The interpretation of 'commercially sensitive' information provided in the draft Practice Statement should be reconsidered. The factors outlined in paragraph 59 of the draft Practice Statement imply commercially sensitive information is something that has been internally developed at a cost and its value would be diminished by disclosure. Commercially sensitive information identifiable through disclosure is more likely to be a business strategy or commercial advantage not known to competitors that provides the business with a commercial or economic advantage.

In the final Practice Statement, paragraph 59 should be changed to 'Factors indicating information may be commercially sensitive include …'. The following dot points (which give undue weight to costly, internally developed information by being specifically included) should be deleted:

the value or cost for its development, and
whether the information's value would be diminished or destroyed by disclosure.

We have partially incorporated this comment into the final Practice Statement.

Paragraph 77 of the final Practice Statement provides non-exhaustive examples of the types of factors which weigh towards information being commercially sensitive. We have not included the additional information and factors raised and have not deleted the factors suggested to be removed as the examples are not exhaustive. An applicant may ask the Commissioner to exercise their discretionary power to grant an exemption based on their circumstances.

Paragraph 77 replaces the reference to 'is commercially sensitive' with 'may be commercially sensitive', to reflect that the factors listed are non-exhaustive.

12   Commercial sensitivity – information in this category

The disclosure of employee numbers in a jurisdiction or details explaining differences between effective and statutory tax rates (for example, government or local investment incentives) can be 'commercially sensitive information' that would warrant a partial exemption. This could provide insight into local capital investment not publicly known. The disclosure of this type of information could have 'substantial ramifications' in the way that Example 3 of the draft Practice Statement envisages.

We note this submission. However, no change has been made in the final Practice Statement.

The guidance in the Practice Statement is not exhaustive.
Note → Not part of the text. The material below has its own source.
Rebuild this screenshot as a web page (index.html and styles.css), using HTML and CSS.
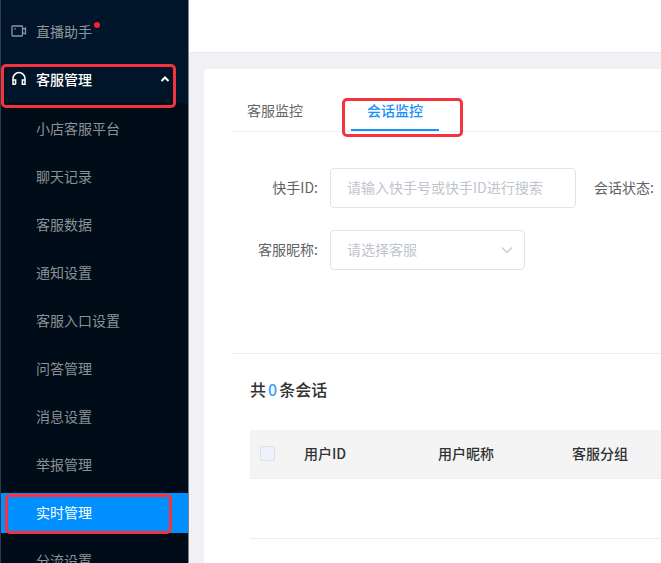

It is open to applicants to describe such scenarios in an exemption application based on their circumstances.

13   Commercial sensitivity – private groups

There was a legislative decision not to exclude private groups or legislate a carve-out for commercial sensitivity. While some advocated for such exemptions, there is no concrete evidence of harm from disclosures. Reporting is seen as beneficial for investor insight and tax morale. Parliament prioritised transparency over broad commercial sensitivity concerns. Paragraphs 30, 55 and 58 in the draft Practice Statement strike the right balance, placing the onus on applicants to provide reasons and evidence.

We note this submission. No changes have been made in the final Practice Statement.
14   Commercial sensitivity – repeat requests

The final Practice Statement should clarify that commercial sensitivity must be temporary to qualify as 'exceptional' for the exemption purposes. Where information deemed sufficiently commercially sensitive as to qualify for an exemption is present year after year, that information becomes part of the firm's routine operations and should be disclosed to uphold the law's transparency purpose.

We have partially incorporated this comment into the final Practice Statement.

Exemptions are granted on a single reporting period basis. We are required to consider an exemption application on its merits, notwithstanding that the discretion may have been exercised for a prior reporting period.

15   Commercial sensitivity – contextualising disclosures

Paragraph 67 of the draft Practice Statement advises entities to provide contextual information outside Public CBC reports (that is, websites or annual reports). This is unrealistic and legally problematic as readers may not seek additional sources and securities law basic anti-fraud principles discourages fragmented disclosures. Most private companies do not publish annual reports and website disclosures may require revealing sensitive financial data beyond the scope of the legislative intent. This also increases compliance costs. For example, explaining low or no profits through public statements could expose strategic vulnerabilities and increase commercial risk. In the final Practice Statement, paragraph 67 should be deleted. Reporting entities should provide necessary context within the report itself.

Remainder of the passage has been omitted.